The reality is that the ability to campaign effectively is a skill that has to be learned and is in short supply in the sector, says Blake Lee-Harwood, campaigns director at Greenpeace. The shortage has worsened since regulations were relaxed and more charities are campaigning, he adds.
"We have massive problems trying to recruit campaigners," Lee-Harwood explains. "We only manage to recruit at a junior level on the grounds of personality and values, and then train people up. Nearly all the training is on the job and it's almost unheard these days to recruit a honed and effective campaigner."
One problem is a lack of training opportunities for would-be campaigners.
The NCVO has responded to fears of a skill shortage by producing The Good Campaigns Guide: Campaigning For Impact, which will be published in early March.
Another company trying to fill the gap is Epolitix, which covers campaigning in its Westminster Explained course. Robin Hutchinson, managing director of the firm that owns Epolitix, says: "Although there has been a huge rise in advocacy work in the sector, there's very little appropriate training beyond standard media and political training.
"What's amazing is that the sector runs some of the most effective campaigns, but while a handful of people are terribly good at it, there are some who wouldn't even know where to start."

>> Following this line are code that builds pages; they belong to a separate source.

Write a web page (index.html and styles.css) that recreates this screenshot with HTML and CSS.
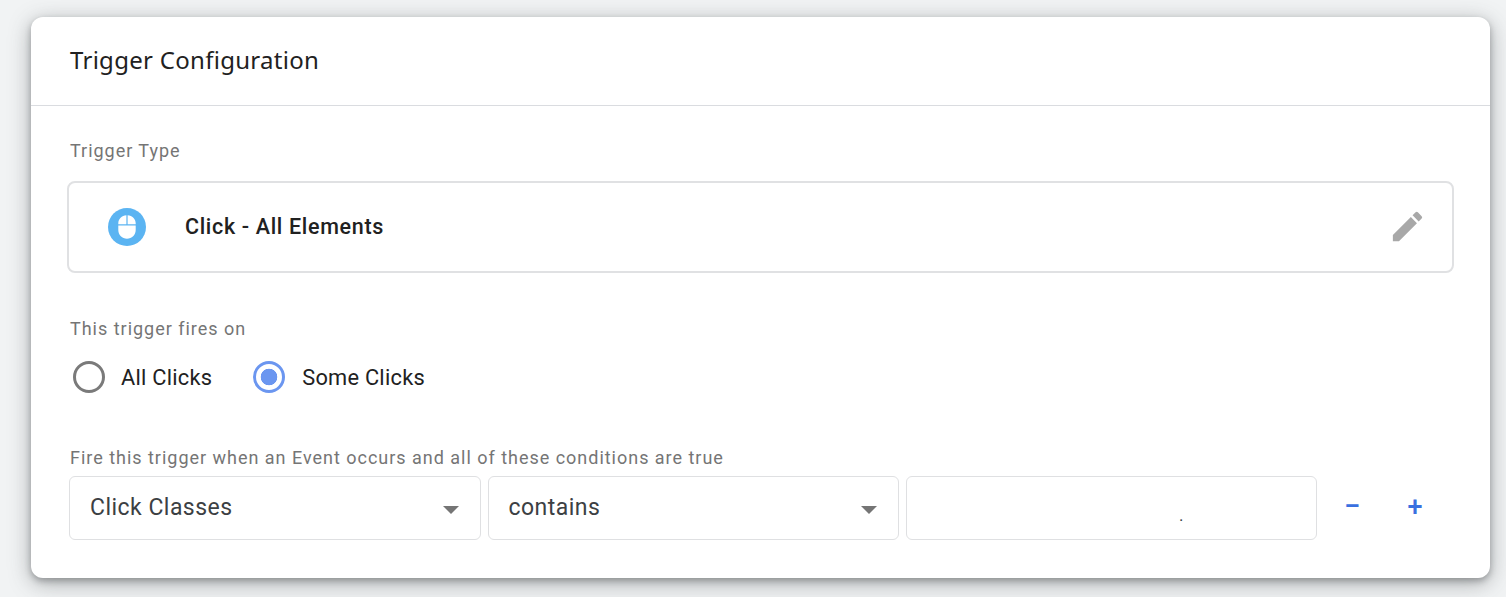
FILE: index.html
```html
<!DOCTYPE html>
<html lang="en">
<head>
<meta charset="utf-8">
<title>Trigger Configuration</title>
<link rel="stylesheet" href="styles.css">
</head>
<body>
<section class="card">
  <header class="card-header"><h1 class="card-title">Trigger Configuration</h1></header>
  <div class="card-body">
    <div class="label label-type">Trigger Type</div>
    <div class="type-box">
      <svg class="mouse-icon" width="38" height="38" viewBox="0 0 38 38" aria-hidden="true">
        <circle cx="19" cy="19" r="19" fill="#5bb4f2"/>
        <path fill="#fff" d="M18.4 7.3v9h-8.1v-1c0-4.3 3.5-7.8 8.1-8zM19.6 7.3c4.6.2 8.1 3.7 8.1 8v1h-8.1zM10.3 17.6h17.4v4.4c0 4.9-3.9 8.7-8.7 8.7s-8.7-3.8-8.7-8.7z"/>
      </svg>
      <span class="type-name">Click - All Elements</span>
      <svg class="edit-icon" width="39" height="39" viewBox="0 0 24 24" aria-hidden="true">
        <path fill="#a8a8a8" d="M3 17.25V21h3.75L17.81 9.94l-3.75-3.75L3 17.25zM20.71 7.04a1 1 0 0 0 0-1.41l-2.34-2.34a1 1 0 0 0-1.41 0l-1.83 1.83 3.75 3.75 1.83-1.83z"/>
      </svg>
    </div>
    <div class="label label-fires">This trigger fires on</div>
    <div class="radios">
      <div class="radio-item"><span class="radio"></span><span class="radio-text">All Clicks</span></div>
      <div class="radio-item"><span class="radio radio-on"></span><span class="radio-text radio-text-on">Some Clicks</span></div>
    </div>
    <div class="label label-cond">Fire this trigger when an Event occurs and all of these conditions are true</div>
    <div class="cond-row">
      <div class="field"><span>Click Classes</span><span class="caret"></span></div>
      <div class="field"><span>contains</span><span class="caret"></span></div>
      <div class="field field-value"><span class="dot">.</span></div>
      <div class="actions"><span class="action minus">–</span><span class="action plus">+</span></div>
    </div>
  </div>
</section>
</body>
</html>
```

FILE: styles.css
```css
* { box-sizing: border-box; }
html, body { height: 100%; }
body {
  margin: 0;
  padding: 17px 16px 0 31px;
  background: #f1f3f4;
  overflow: hidden;
  font-family: Roboto, "Liberation Sans", sans-serif;
  color: #212121;
}
.card {
  height: 561px;
  background: #fff;
  border-radius: 12px;
  box-shadow: 0 5px 22px rgba(60, 64, 67, .4), 0 3px 6px rgba(60, 64, 67, .35);
}
.card-header {
  height: 89px;
  border-bottom: 1px solid #dadce0;
  padding: 0 39px 4px;
  display: flex;
  align-items: center;
}
.card-title {
  margin: 0;
  font-family: "Noto Sans", sans-serif;
  font-size: 24px;
  font-weight: 400;
  letter-spacing: .29px;
  color: #212121;
}
.card-body { padding: 0 37px; }
.label {
  font-size: 18px;
  line-height: 20px;
  letter-spacing: .98px;
  color: #757575;
  padding-left: 2px;
}
.label-type { margin-top: 35px; }
.type-box {
  margin: 20px -1px 0;
  height: 92px;
  border: 2px solid #e0e1e3;
  border-radius: 8px;
  display: flex;
  align-items: center;
  padding: 0 25px 2px 39px;
}
.mouse-icon { flex: none; margin-top: 2px; }
.type-name {
  margin-left: 39px;
  font-size: 21.5px;
  font-weight: 500;
  letter-spacing: .67px;
  flex: 1;
}
.label-fires { margin-top: 46px; }
.radios {
  margin-top: 22px;
  display: flex;
  padding-left: 5px;
  gap: 41px;
}
.radio-item { display: flex; align-items: center; gap: 16px; height: 32px; }
.radio {
  width: 32px;
  height: 32px;
  border: 3px solid #7a7a7a;
  border-radius: 50%;
  display: block;
  flex: none;
}
.radio-on {
  border-color: #6b96f0;
  background: radial-gradient(circle, #6b96f0 0 8px, #fff 8.6px);
}
.radio-text { font-size: 21.8px; letter-spacing: .25px; color: #212121; }
.radio-text-on { margin-left: 1px; }
.label-cond { margin-top: 55px; }
.cond-row {
  margin-top: 8px;
  display: flex;
  gap: 7px;
  padding-left: 1px;
}
.field {
  width: 411.5px;
  height: 64px;
  border: 1px solid #dfe0e2;
  border-radius: 6px;
  display: flex;
  align-items: center;
  justify-content: space-between;
  padding: 0 21px 2px 20px;
  font-size: 23px;
  letter-spacing: .47px;
  color: #3c4043;
}
.caret {
  width: 0;
  height: 0;
  border-left: 8px solid transparent;
  border-right: 8px solid transparent;
  border-top: 8px solid #757575;
  margin-top: 5px;
}
.field-value { width: 411px; align-items: flex-start; padding: 27px 0 0 272px; }
.dot { font-size: 17px; line-height: 22px; }
.actions { display: flex; padding-left: 18px; gap: 43px; align-items: center; color: #3a70e0; }
.action { font-size: 27px; font-weight: 500; width: 20px; text-align: center; }
.minus { margin-top: -4px; font-weight: 700; font-size: 24px; }
.plus { margin-top: -2px; }
```
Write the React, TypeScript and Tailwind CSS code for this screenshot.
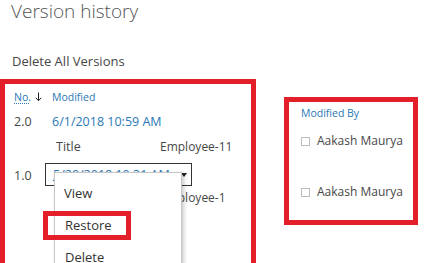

However, Meena Varma, deputy chief executive of the Directory for Social Change, which runs annual masterclasses in campaigning, feels this is an over-negative assessment. "There are some good campaigners out there, you just need to find them," she says. "Sometimes a charity will reject someone who has good campaigning experience because they haven't dealt with the specific issues that affect the organisation. There's not enough recognition of transferable skills and this is a mindset that needs to change. People can always learn about the issues once they have joined."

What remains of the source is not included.